Task objective: Go through the entries below and collect each line with the string "this" in it.

Dataset:
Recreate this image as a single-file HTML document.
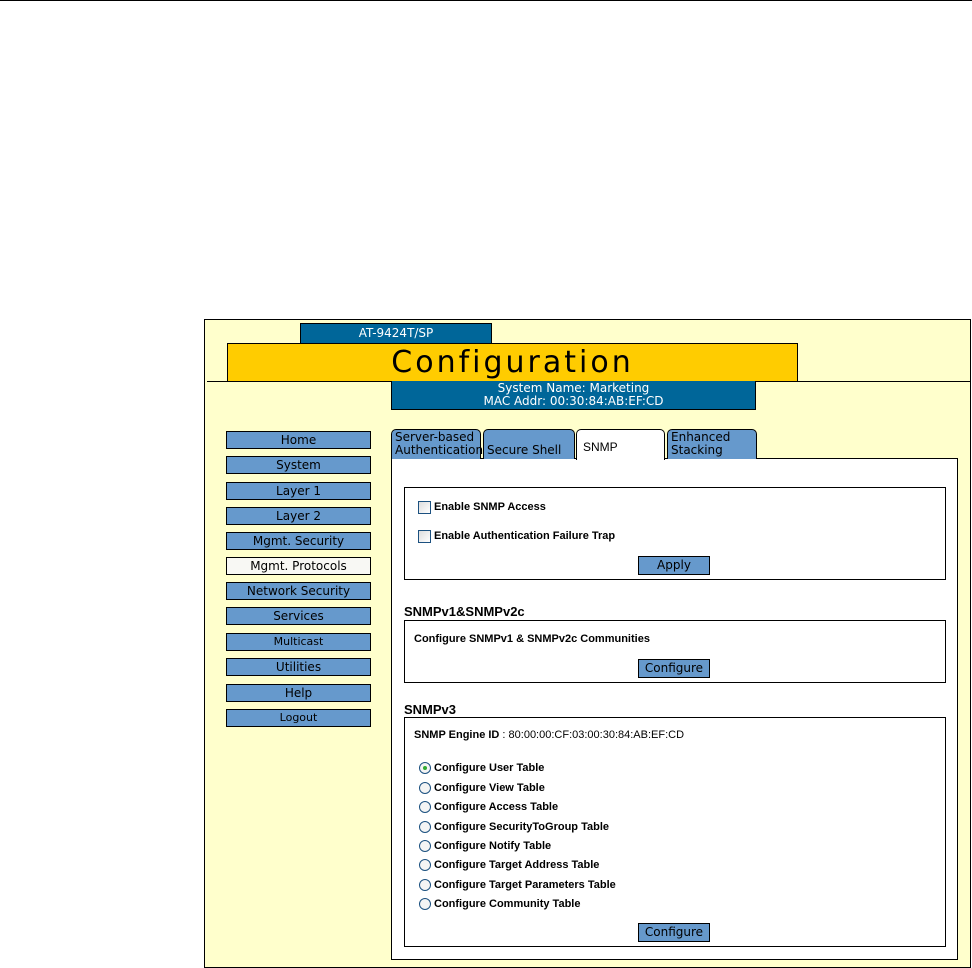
<!DOCTYPE html>
<html><head><meta charset="utf-8"><style>
*{margin:0;padding:0;box-sizing:border-box}
body{width:972px;height:968px;background:#fff;position:relative;overflow:hidden;font-family:"DejaVu Sans","Liberation Sans",sans-serif}
.a{position:absolute}
.nav{position:absolute;left:226px;width:145px;height:18px;background:#6699cc;border:1px solid #000;font-size:12px;text-align:center;line-height:16px;color:#000}
.tab{position:absolute;top:429px;height:30px;background:#6699cc;border:1px solid #000;border-bottom:none;border-radius:5px 5px 0 0;font-size:12px;line-height:13px;padding:1px 3px}
.box{position:absolute;left:404px;width:542px;border:1px solid #000;background:#fff}
.lbl{position:absolute;font-family:"Liberation Sans",sans-serif;font-weight:bold;font-size:11px;color:#000}
.btn{position:absolute;left:638px;width:72px;height:19px;background:#6699cc;border:1px solid #000;font-size:12px;text-align:center;line-height:17px}
.cb{position:absolute;left:418px;width:13px;height:13px;border:1px solid #1c5180;background:linear-gradient(135deg,#ddd,#fff)}
.rd{position:absolute;left:419px;width:12px;height:12px;border:1px solid #1c5180;border-radius:50%;background:#f4f4f4}
.h{position:absolute;left:404px;font-family:"Liberation Sans",sans-serif;font-weight:bold;font-size:13px}
</style></head><body>
<div class="a" style="left:0;top:0;width:972px;height:1px;background:#000"></div>
<div class="a" style="left:204px;top:319px;width:767px;height:649px;background:#ffffcc;border:1px solid #000"></div>
<div class="a" style="left:300px;top:323px;width:192px;height:21px;background:#006699;border:1px solid #000;color:#fff;font-size:12px;text-align:center;line-height:19px">AT-9424T/SP</div>
<div class="a" style="left:227px;top:343px;width:571px;height:39px;background:#ffcc00;border:1px solid #000;font-size:30px;letter-spacing:3px;text-align:center;line-height:38px">Configuration</div>
<div class="a" style="left:207px;top:381px;width:763px;height:1px;background:#000"></div>
<div class="a" style="left:391px;top:381px;width:365px;height:29px;background:#006699;border:1px solid #000;border-top:none;color:#fff;font-size:12px;text-align:center;line-height:13px;padding-top:1px">System Name: Marketing<br>MAC Addr: 00:30:84:AB:EF:CD</div>

<div class="nav" style="top:431px">Home</div>
<div class="nav" style="top:456px">System</div>
<div class="nav" style="top:482px">Layer 1</div>
<div class="nav" style="top:507px">Layer 2</div>
<div class="nav" style="top:532px">Mgmt. Security</div>
<div class="nav" style="top:557px;background:#f8f8f4">Mgmt. Protocols</div>
<div class="nav" style="top:582px">Network Security</div>
<div class="nav" style="top:607px">Services</div>
<div class="nav" style="top:633px;font-size:11px">Multicast</div>
<div class="nav" style="top:658px">Utilities</div>
<div class="nav" style="top:684px">Help</div>
<div class="nav" style="top:709px;font-size:11px">Logout</div>

<div class="a" style="left:391px;top:458px;width:567px;height:502px;background:#fff;border:1px solid #000"></div>
<div class="tab" style="left:391px;width:90px">Server-based<br>Authentication</div>
<div class="tab" style="left:483px;width:92px;padding-top:14px">Secure Shell</div>
<div class="tab" style="left:576px;width:89px;background:#fff;height:31px;padding-top:11px;padding-left:6px;font-family:'Liberation Sans',sans-serif">SNMP</div>
<div class="tab" style="left:667px;width:90px">Enhanced<br>Stacking</div>

<div class="box" style="top:487px;height:93px"></div>
<div class="cb" style="top:501px"></div><div class="lbl" style="left:434px;top:501px">Enable SNMP Access</div>
<div class="cb" style="top:530px"></div><div class="lbl" style="left:434px;top:530px">Enable Authentication Failure Trap</div>
<div class="btn" style="top:556px">Apply</div>

<div class="h" style="top:604px">SNMPv1&amp;SNMPv2c</div>
<div class="box" style="top:620px;height:63px"></div>
<div class="lbl" style="left:414px;top:633px">Configure SNMPv1 &amp; SNMPv2c Communities</div>
<div class="btn" style="top:659px">Configure</div>

<div class="h" style="top:702px">SNMPv3</div>
<div class="box" style="top:717px;height:230px"></div>
<div class="lbl" style="left:414px;top:729px">SNMP Engine ID <span style="font-weight:normal">: 80:00:00:CF:03:00:30:84:AB:EF:CD</span></div>
<div class="rd" style="top:762px"><div style="position:absolute;left:3px;top:3px;width:4px;height:4px;border-radius:50%;background:#3a3"></div></div><div class="lbl" style="left:434px;top:762px">Configure User Table</div>
<div class="rd" style="top:782px"></div><div class="lbl" style="left:434px;top:782px">Configure View Table</div>
<div class="rd" style="top:801px"></div><div class="lbl" style="left:434px;top:801px">Configure Access Table</div>
<div class="rd" style="top:821px"></div><div class="lbl" style="left:434px;top:821px">Configure SecurityToGroup Table</div>
<div class="rd" style="top:840px"></div><div class="lbl" style="left:434px;top:840px">Configure Notify Table</div>
<div class="rd" style="top:859px"></div><div class="lbl" style="left:434px;top:859px">Configure Target Address Table</div>
<div class="rd" style="top:879px"></div><div class="lbl" style="left:434px;top:879px">Configure Target Parameters Table</div>
<div class="rd" style="top:898px"></div><div class="lbl" style="left:434px;top:898px">Configure Community Table</div>
<div class="btn" style="top:923px">Configure</div>
</body></html>
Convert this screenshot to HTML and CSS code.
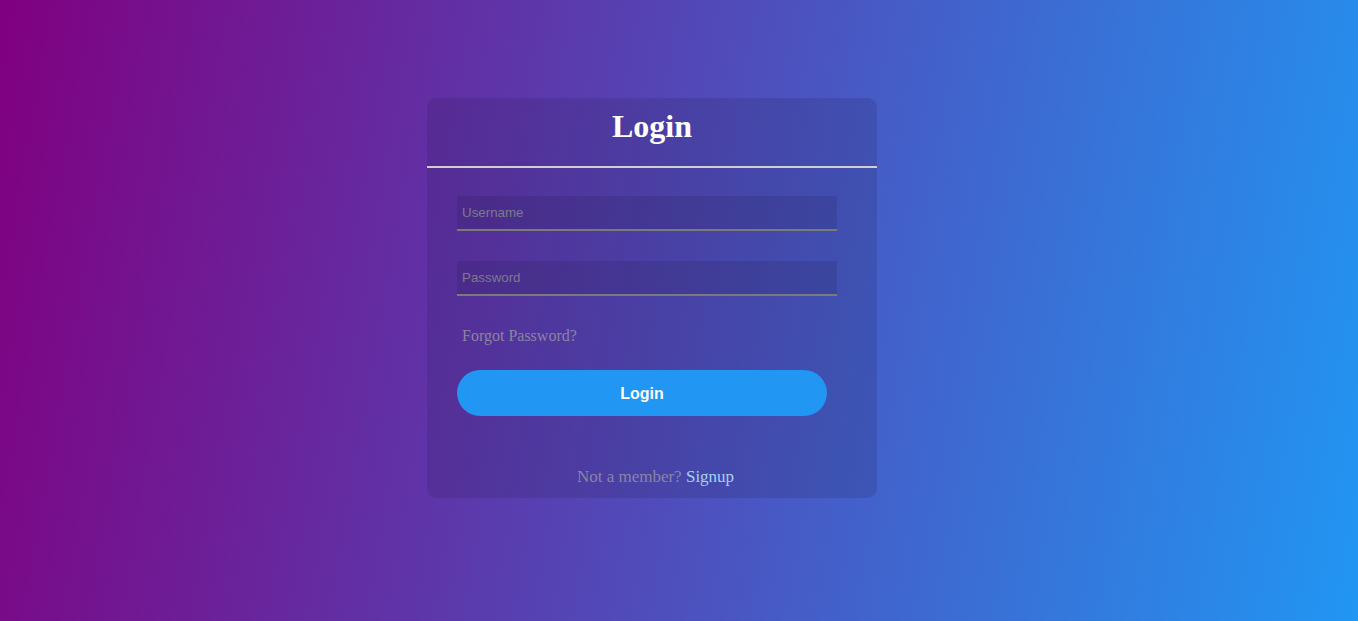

Result below:
Recreate this image as a single-file HTML document.
Convert this screenshot to HTML and CSS code.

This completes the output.